MORRIS – I recently attended a workshop on scams and identity theft at the University of Illinois Extension in Morris.
Among other things, one of the subjects that came up was phone and email scams from people claiming to be from the IRS.
I’ve had my share of suspicious phone calls, strange if not laughable emails asking for money and even fraudulent purchases from my checking account several years ago.
The seminar was informative and I keep a good watch on my accounts. Somehow that makes me feel that I’m informed and on top of things.
But I was pretty surprised to hear the urgency in the voice mail a man left for me, claiming to be from the IRS just this week. It was actually the second of two voice mails in as many days, but the first was so garbled I wasn’t sure what he was saying.
The second call was clear and demanding; if I did not immediately contact him at the number provided, there would be a warrant for my arrest because of criminal allegations against me.
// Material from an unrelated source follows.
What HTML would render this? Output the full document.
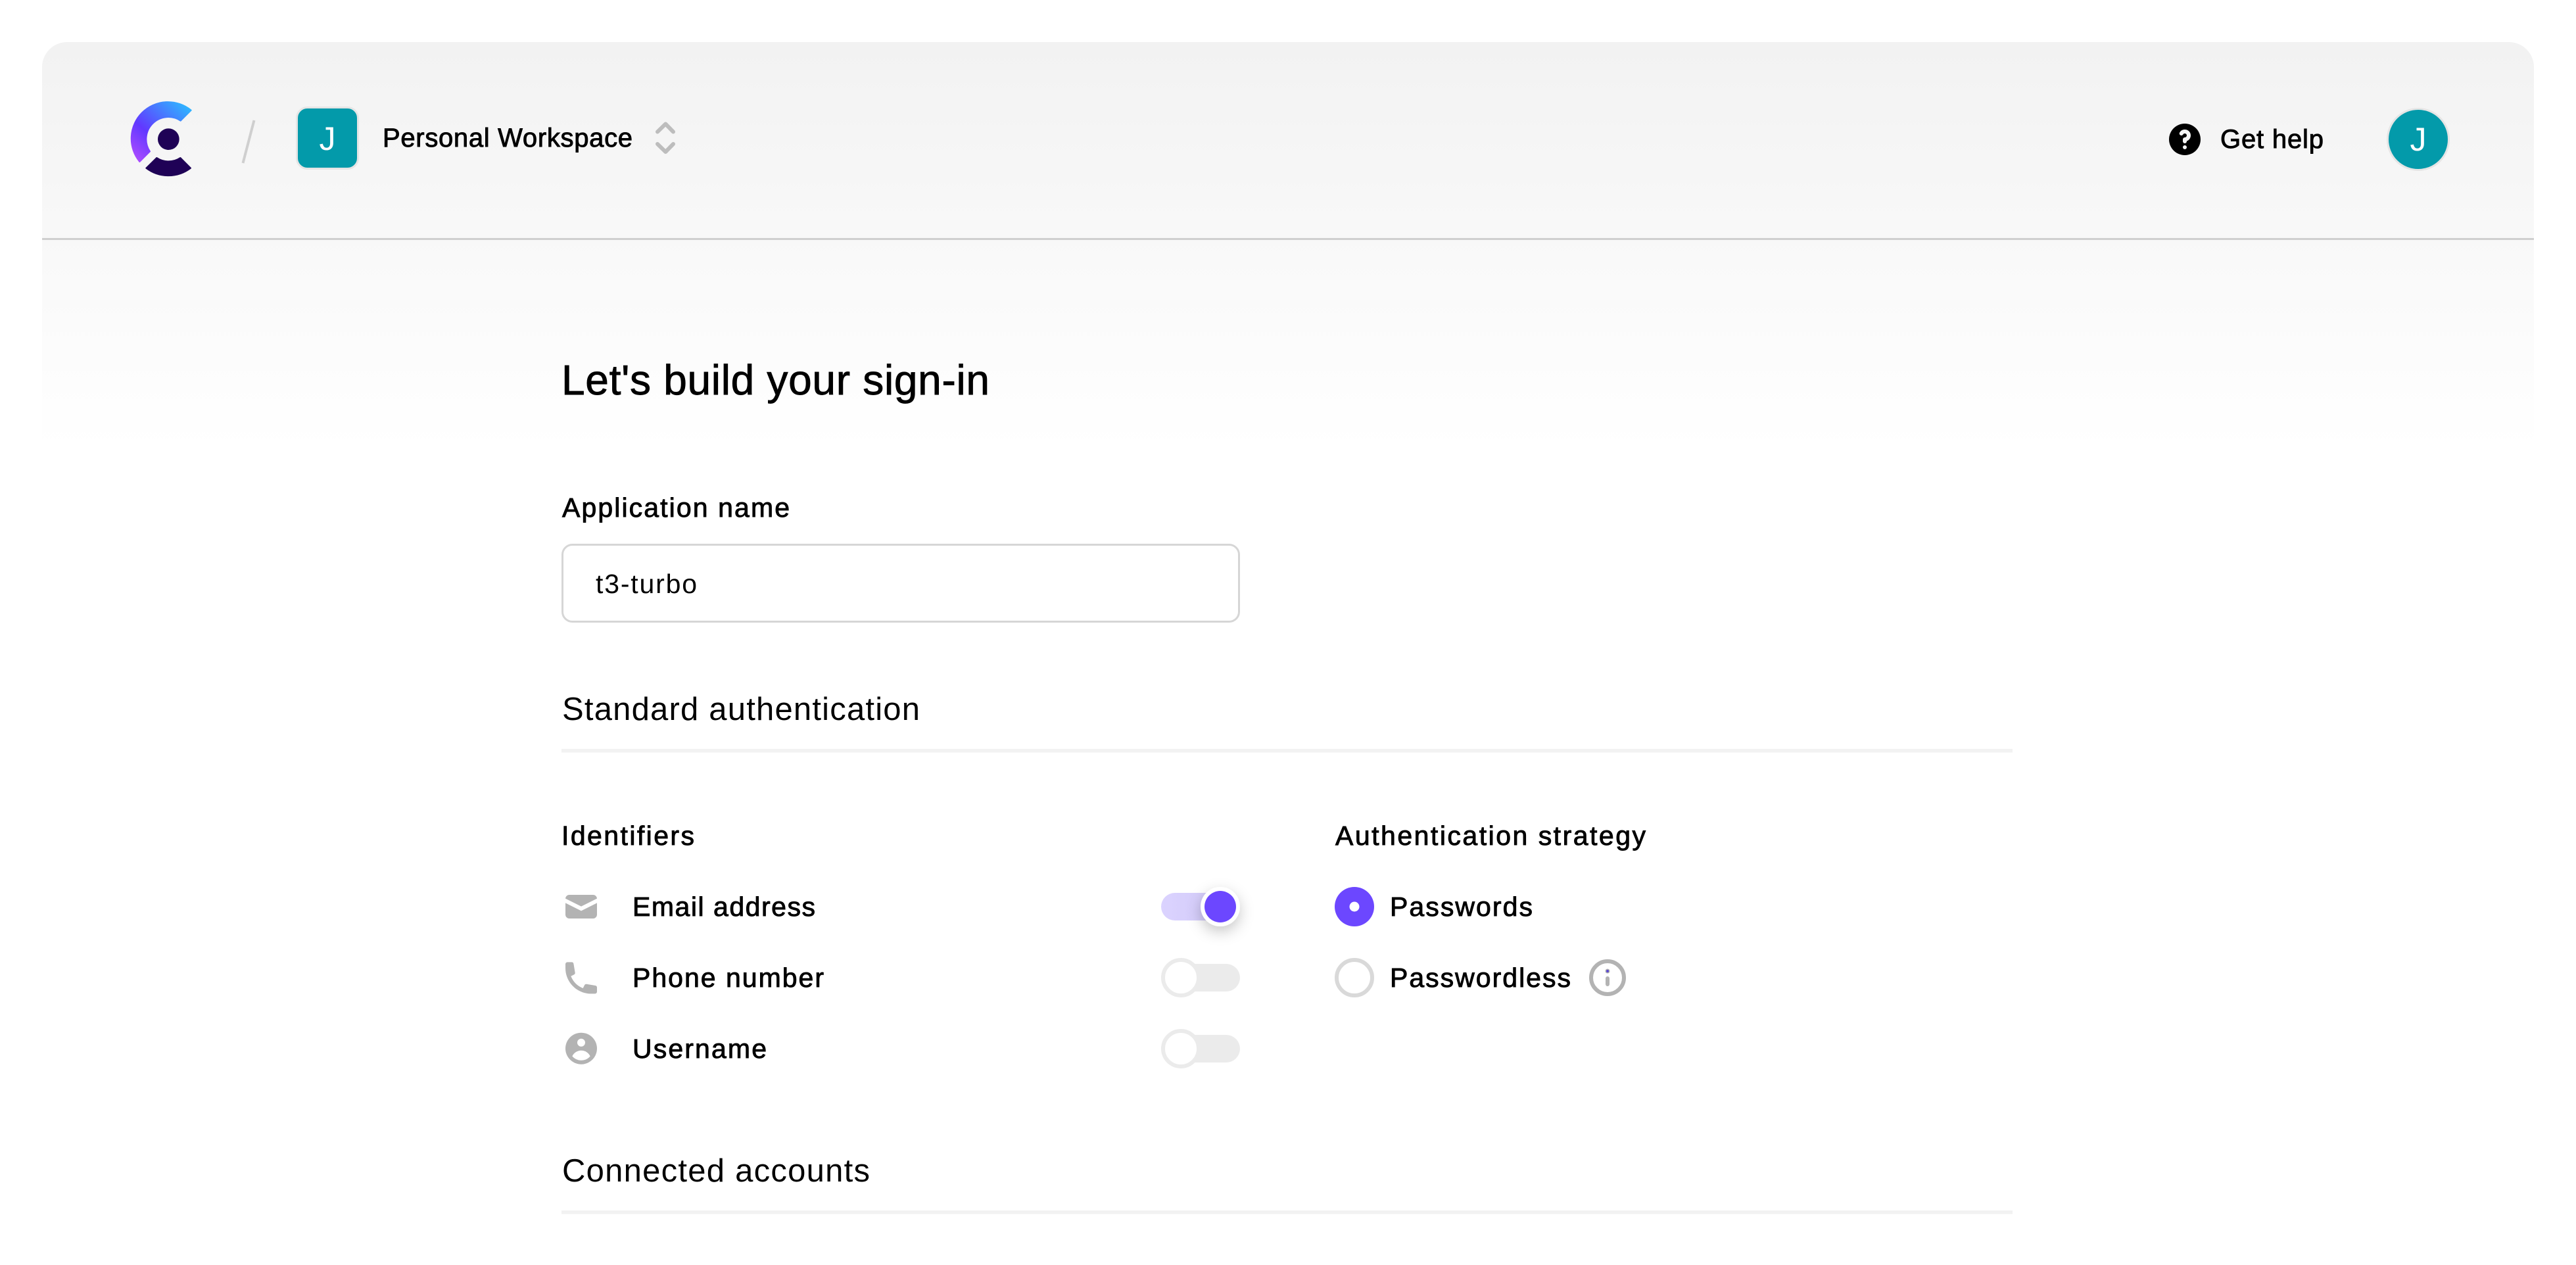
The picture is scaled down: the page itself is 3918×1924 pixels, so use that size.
<!DOCTYPE html>
<html lang="en">
<head>
<meta charset="utf-8">
<title>Let's build your sign-in</title>
<style>
html,body{margin:0;padding:0;background:#fff;width:3918px;height:1924px;overflow:hidden}
svg{display:block;position:absolute;left:0;top:0}
text{font-family:"Liberation Sans",Arial,sans-serif;fill:#000;font-size:41px}
.m{stroke:#000;stroke-width:.9px}
.ic{fill:#b3b3b3}
</style>
</head>
<body>
<svg width="3918" height="1924" viewBox="0 0 3918 1924" xmlns="http://www.w3.org/2000/svg">
<defs>
<linearGradient id="card" gradientUnits="userSpaceOnUse" x1="0" y1="64" x2="0" y2="680">
<stop offset="0" stop-color="#f2f2f2"/><stop offset="1" stop-color="#fff"/>
</linearGradient>
<linearGradient id="logo" gradientUnits="userSpaceOnUse" x1="360" y1="90" x2="120" y2="360">
<stop offset="0" stop-color="#2cbcff"/><stop offset=".62" stop-color="#6238ff"/><stop offset="1" stop-color="#b04dff"/>
</linearGradient>
<filter id="sh" x="-100%" y="-100%" width="300%" height="300%">
<feDropShadow dx="0" dy="8" stdDeviation="11" flood-color="#000" flood-opacity=".22"/>
</filter>
<linearGradient id="trk" gradientUnits="userSpaceOnUse" x1="1766" y1="0" x2="1886" y2="0">
<stop offset="0" stop-color="#dbd3ff"/><stop offset="1" stop-color="#cfc7f5"/>
</linearGradient>
</defs>

<!-- header card -->
<path d="M64 680V102A38 38 0 0 1 102 64H3816A38 38 0 0 1 3854 102V680Z" fill="url(#card)"/>
<rect x="64" y="362" width="3790" height="3" fill="#cfcfcf"/>

<!-- logo -->
<g transform="translate(170 130) scale(.3333)">
<path d="M362 113L314 161A101 101 0 0 0 174 301L127 348A167 167 0 0 1 362 113Z" fill="url(#logo)" stroke="url(#logo)" stroke-width="6" stroke-linejoin="round"/>
<circle cx="259" cy="245" r="49" fill="#1f0256"/>
<path d="M205 330A98 98 0 0 0 313 330L360 377A167 167 0 0 1 157 377Z" fill="#1f0256" stroke="#1f0256" stroke-width="6" stroke-linejoin="round"/>
</g>

<!-- slash -->
<line x1="386.500" y1="183" x2="369.500" y2="248" stroke="#cfcfcf" stroke-width="4"/>

<!-- workspace -->
<rect x="451.500" y="163.500" width="93" height="93" rx="16" fill="#039aaa" stroke="#e5e5e5" stroke-width="3"/>
<text x="498" y="228" text-anchor="middle" style="font-size:50px;fill:#fff">J</text>
<text class="m" x="582" y="223" textLength="380" lengthAdjust="spacing" style="font-size:40px">Personal Workspace</text>
<path d="M1000 200.500L1012.300 188.500L1024 200.500M1000 219L1012.300 231L1024 219" fill="none" stroke="#bdbdbd" stroke-width="6" stroke-linecap="round" stroke-linejoin="round"/>

<!-- help -->
<path transform="translate(3293 182) scale(3)" fill="#000" fill-rule="evenodd" clip-rule="evenodd" d="M18 10a8 8 0 11-16 0 8 8 0 0116 0zm-8-3a1 1 0 00-.867.5 1 1 0 11-1.731-1A3 3 0 0113 8a3.001 3.001 0 01-2 2.83V11a1 1 0 11-2 0v-1a1 1 0 011-1 1 1 0 100-2zm0 8a1 1 0 100-2 1 1 0 000 2z"/>
<text class="m" x="3377" y="225" textLength="157" lengthAdjust="spacing" style="font-size:40px">Get help</text>
<circle cx="3678" cy="212" r="46.500" fill="#039aaa" stroke="#e5e5e5" stroke-width="3"/>
<text x="3678" y="229" text-anchor="middle" style="font-size:50px;fill:#fff">J</text>

<!-- heading -->
<text class="m" x="854" y="600" textLength="651" lengthAdjust="spacing" style="font-size:64px">Let's build your sign-in</text>
<text class="m" x="855" y="786" textLength="346" lengthAdjust="spacing">Application name</text>

<!-- input -->
<rect x="855.500" y="828.500" width="1029" height="117" rx="15" fill="#fff" stroke="#d6d6d6" stroke-width="3"/>
<text x="906" y="902" textLength="154" lengthAdjust="spacing">t3-turbo</text>

<!-- standard auth -->
<text x="855" y="1095" textLength="544" lengthAdjust="spacing" style="font-size:49px">Standard authentication</text>
<rect x="854" y="1139" width="2207" height="5.500" fill="#f2f2f2"/>

<text class="m" x="854" y="1285" textLength="202" lengthAdjust="spacing">Identifiers</text>
<text class="m" x="2031" y="1285" textLength="472" lengthAdjust="spacing">Authentication strategy</text>

<!-- rows -->
<g class="ic">
<g transform="translate(854 1349) scale(3)"><path d="M2.003 5.884L10 9.882l7.997-3.998A2 2 0 0016 4H4a2 2 0 00-1.997 1.884z"/><path d="M18 8.118l-8 4-8-4V14a2 2 0 002 2h12a2 2 0 002-2V8.118z"/></g>
<path transform="translate(854 1457.400) scale(3)" d="M2 3a1 1 0 011-1h2.153a1 1 0 01.986.836l.74 4.435a1 1 0 01-.54 1.06l-1.548.773a11.037 11.037 0 006.105 6.105l.774-1.548a1 1 0 011.059-.54l4.435.74a1 1 0 01.836.986V17a1 1 0 01-1 1h-2C7.820 18 2 12.180 2 5V3z"/>
<path transform="translate(854 1564.700) scale(3)" fill-rule="evenodd" clip-rule="evenodd" d="M18 10a8 8 0 11-16 0 8 8 0 0116 0zm-6-3a2 2 0 11-4 0 2 2 0 014 0zm-2 4a5 5 0 00-4.546 2.916A5.986 5.986 0 0010 16a5.986 5.986 0 004.546-2.084A5 5 0 0010 11z"/>
</g>
<text class="m" x="962" y="1393" textLength="278" lengthAdjust="spacing">Email address</text>
<text class="m" x="962" y="1501" textLength="291" lengthAdjust="spacing">Phone number</text>
<text class="m" x="962" y="1609" textLength="204" lengthAdjust="spacing">Username</text>

<!-- toggles -->
<rect x="1766" y="1358" width="120" height="42" rx="21" fill="url(#trk)"/>
<circle cx="1856" cy="1379" r="30" fill="#fff" filter="url(#sh)"/>
<circle cx="1856" cy="1379" r="24" fill="#6c47ff"/>

<rect x="1766" y="1466" width="120" height="42" rx="21" fill="#ebebeb"/>
<circle cx="1796" cy="1487" r="27" fill="#fff" stroke="#ebebeb" stroke-width="6"/>

<rect x="1766" y="1574" width="120" height="42" rx="21" fill="#ebebeb"/>
<circle cx="1796" cy="1595" r="27" fill="#fff" stroke="#ebebeb" stroke-width="6"/>

<!-- radios -->
<circle cx="2060" cy="1379" r="30" fill="#6c47ff"/>
<circle cx="2060" cy="1379" r="7.500" fill="#fff"/>
<circle cx="2060" cy="1487" r="27" fill="#fff" stroke="#d9d9d9" stroke-width="6"/>
<text class="m" x="2114" y="1393" textLength="217" lengthAdjust="spacing">Passwords</text>
<text class="m" x="2114" y="1501" textLength="275" lengthAdjust="spacing">Passwordless</text>

<!-- info -->
<circle cx="2445" cy="1487" r="25" fill="none" stroke="#b3b3b3" stroke-width="6"/>
<line x1="2445" y1="1488" x2="2445" y2="1497" stroke="#b3b3b3" stroke-width="6" stroke-linecap="round"/>
<circle cx="2445" cy="1477" r="3.500" fill="#b3b3b3"/>
<circle cx="2445" cy="1477" r="2" fill="#5a49d0"/>

<!-- connected -->
<text x="855" y="1797" textLength="468" lengthAdjust="spacing" style="font-size:49px">Connected accounts</text>
<rect x="854" y="1841" width="2207" height="5.500" fill="#f2f2f2"/>
</svg>
</body>
</html>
I have to say a shiver went up my back. Even though I had no reason to question myself, it did make me stop and think, if just for a moment. So I can certainly understand how some people might get tricked into believing such a call.
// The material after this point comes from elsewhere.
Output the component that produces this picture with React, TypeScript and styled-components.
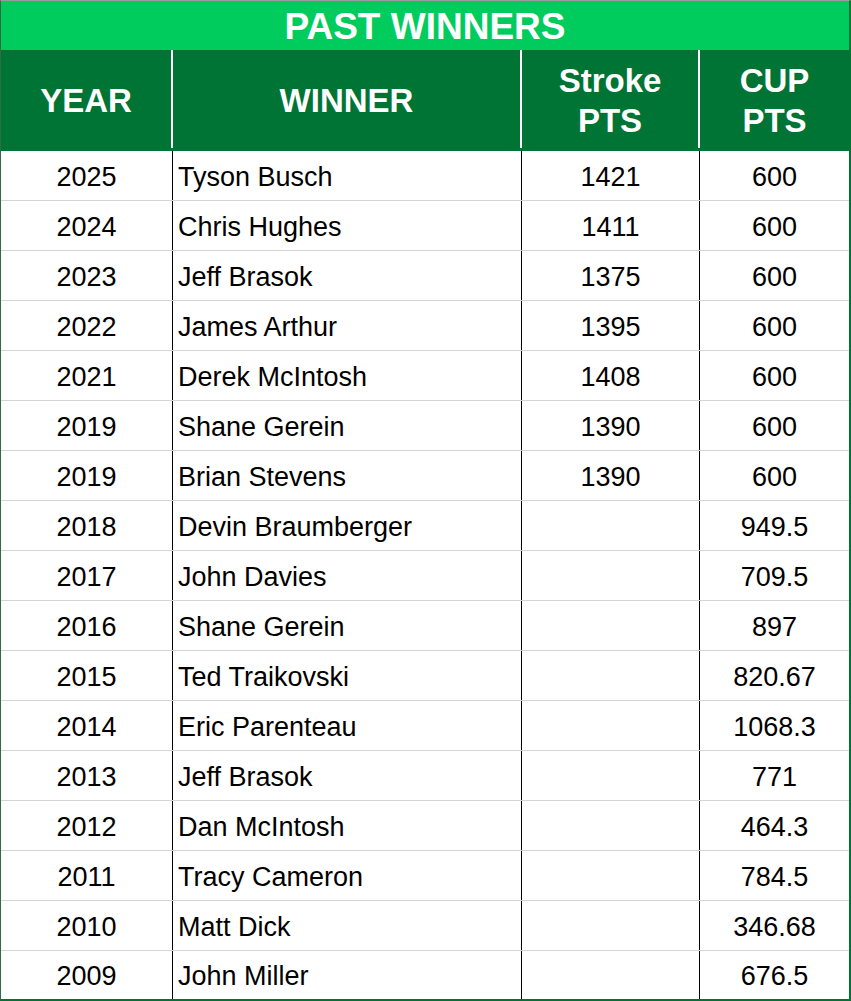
import React from "react";
import styled, { createGlobalStyle } from "styled-components";

const GlobalStyle = createGlobalStyle`
  html, body {
    margin: 0;
    padding: 0;
    background: #ffffff;
    overflow: hidden;
  }
  body {
    font-family: "Liberation Sans", Arial, sans-serif;
  }
`;

const COLS = "172px 349px 178px 149px";

const Sheet = styled.div`
  width: 851px;
  box-sizing: border-box;
  border-top: 1px solid #9a9a9a;
  border-left: 1px solid #2f6b47;
  border-right: 2px solid #007434;
  border-bottom: 2px solid #007434;
  display: flex;
  flex-direction: column;
`;

const TitleBar = styled.div`
  height: 49px;
  box-sizing: border-box;
  padding-top: 2px;
  background: #00cc5e;
  color: #ffffff;
  font-weight: bold;
  font-size: 37px;
  display: flex;
  align-items: center;
  justify-content: center;
`;

const HeaderRow = styled.div`
  display: grid;
  grid-template-columns: ${COLS};
  height: 101px;
  box-sizing: border-box;
  padding-bottom: 3px;
  background: #007434;
`;

const HeaderCell = styled.div<{ $last?: boolean }>`
  box-sizing: border-box;
  border-right: ${(p) => (p.$last ? "none" : "2px solid #ffffff")};
  color: #ffffff;
  font-weight: bold;
  font-size: 33px;
  line-height: 40px;
  padding-top: 4px;
  display: flex;
  align-items: center;
  justify-content: center;
  text-align: center;
`;

const Row = styled.div`
  display: grid;
  grid-template-columns: ${COLS};
  height: 50px;
  box-sizing: border-box;
  border-bottom: 1px solid #d4d4d4;
  &:last-child {
    height: 48px;
    border-bottom: none;
  }
`;

const Cell = styled.div<{ $align?: "left" | "center"; $last?: boolean }>`
  box-sizing: border-box;
  border-right: ${(p) => (p.$last ? "none" : "1px solid #000000")};
  color: #000000;
  font-size: 27px;
  padding-top: 3px;
  display: flex;
  align-items: center;
  justify-content: ${(p) => (p.$align === "left" ? "flex-start" : "center")};
  padding-left: ${(p) => (p.$align === "left" ? "5px" : "0")};
  white-space: nowrap;
`;

type Winner = { year: string; name: string; stroke: string; cup: string };

const winners: Winner[] = [
  { year: "2025", name: "Tyson Busch", stroke: "1421", cup: "600" },
  { year: "2024", name: "Chris Hughes", stroke: "1411", cup: "600" },
  { year: "2023", name: "Jeff Brasok", stroke: "1375", cup: "600" },
  { year: "2022", name: "James Arthur", stroke: "1395", cup: "600" },
  { year: "2021", name: "Derek McIntosh", stroke: "1408", cup: "600" },
  { year: "2019", name: "Shane Gerein", stroke: "1390", cup: "600" },
  { year: "2019", name: "Brian Stevens", stroke: "1390", cup: "600" },
  { year: "2018", name: "Devin Braumberger", stroke: "", cup: "949.5" },
  { year: "2017", name: "John Davies", stroke: "", cup: "709.5" },
  { year: "2016", name: "Shane Gerein", stroke: "", cup: "897" },
  { year: "2015", name: "Ted Traikovski", stroke: "", cup: "820.67" },
  { year: "2014", name: "Eric Parenteau", stroke: "", cup: "1068.3" },
  { year: "2013", name: "Jeff Brasok", stroke: "", cup: "771" },
  { year: "2012", name: "Dan McIntosh", stroke: "", cup: "464.3" },
  { year: "2011", name: "Tracy Cameron", stroke: "", cup: "784.5" },
  { year: "2010", name: "Matt Dick", stroke: "", cup: "346.68" },
  { year: "2009", name: "John Miller", stroke: "", cup: "676.5" },
];

export default function App() {
  return (
    <>
      <GlobalStyle />
      <Sheet>
        <TitleBar>PAST WINNERS</TitleBar>
        <HeaderRow>
          <HeaderCell>YEAR</HeaderCell>
          <HeaderCell>WINNER</HeaderCell>
          <HeaderCell>
            Stroke
            <br />
            PTS
          </HeaderCell>
          <HeaderCell $last>
            CUP
            <br />
            PTS
          </HeaderCell>
        </HeaderRow>
        {winners.map((w, i) => (
          <Row key={i}>
            <Cell>{w.year}</Cell>
            <Cell $align="left">{w.name}</Cell>
            <Cell>{w.stroke}</Cell>
            <Cell $last>{w.cup}</Cell>
          </Row>
        ))}
      </Sheet>
    </>
  );
}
I contacted Channahon Police Chief Jeff Wold who said the department had received several reports about calls of this nature.
The one big thing I took away from the scam workshop is the IRS will never call you or send you an email. If they have an issue with you, you will be contacted by mail. And even at that, make sure you check out the validity of a letter just to be sure.
There are so many unscrupulous people out there, trying in every way to separate you from your money. Just when they educate the public about one type of scam, another emerges, Wold said.
Another scare tactic Wold has been hearing about is calls from someone claiming to be with a law firm about a judgment against you and demanding you to make restitution. A local judge’s wife received one of these calls recently.
Having multiple credit cards and bank accounts can make it difficult to keep track of everything; but it’s so important to check every statement you receive and verify all your purchases – a nightmare if you use a debit card, but imperative.
I received a call from my bank about some credit card transactions just today. There were six charges from a company out of Kuwait on my card. Red flag!
I hadn’t received a statement for the month, so I’m so appreciative my bank is helping to look out for me.
I also have identity theft protection through another party, but they hadn’t detected the fraud.
Here are a few things to keep in mind about these IRS or other scams – they may be able to recite the last four digits of your Social Security number; they can spoof the IRS toll-free number on caller ID; they sometimes send bogus emails to support their bogus calls; they may call back pretending to be from the local police or department of motor vehicles to support their claim.
If any call or email raises a red flag, contact your bank, credit card company or the IRS using phone numbers from your accounts or checking with information, not the number the caller has left for you.
Never, ever give out any personal information to someone who calls you. If they are legit, they will understand and you can call back using a secure number – I did that today when my bank called me. If not, who cares.